If you wanna make the world a better place—Michael Jackson
Take a look at yourself, and then make a change
Many would like to see a financial system that competes with the creaky old dealer banking network: Bank of America (NYSE:BAC), Citigroup (NYSE:C), Goldman Sachs (NYSE:GS), and JPMorgan Chase (NYSE:JPM). There are many ways this could come about - most obviously the dealer banking network could consider that it is creaky and old, and decide to fix itself.
The Financial Crisis was an opportunity, but that event was seized upon by the government as an opportunity to stuff some problem financial institutions into the existing creaky old banks, making them creakier and older.
Thus the big banks let Washington take on the issues. The result was predictable. The dealer system is quickly becoming calcified and fossilized. This has led many, including myself, to look for cures to the inefficiencies of financial entrepreneurship outside the existing dealer bank structure.

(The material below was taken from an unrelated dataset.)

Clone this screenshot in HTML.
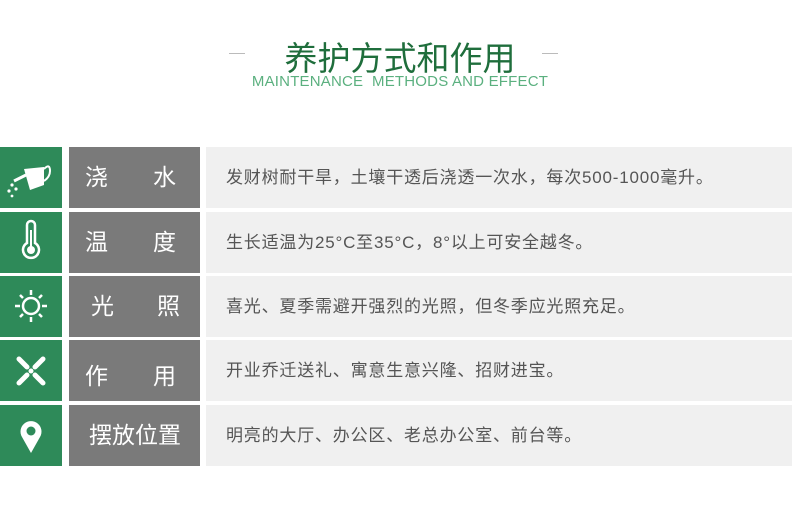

One of the least attractive things about our dealer banks is that they are Too Big to Fail (TBTF). The government likes to oversimplify that concept. The government claims it only rescues banks during liquidity crises.
Now politicians seek to win the favor of the electorate by frequently stating that they will never, ever, again rescue a big bank, or many banks, that have gotten into a liquidity crisis. They have made that promise three times; broken it, twice. If they need to, I hope they break this promise again because the alternative - a collapse of the system - would be truly grave.
Actually though, in reality, the government has made rescuing the dealer banks a full time occupation, 24/7. If the government were to treat the TBTF banks' dealer repo and swaps positions as ordinary claims in bankruptcy, instead of escorting the dealers and their dubious debts straight to the front of the line, ahead of the scrutiny of even the bankruptcy court itself, the dealer banks would be gone by next week.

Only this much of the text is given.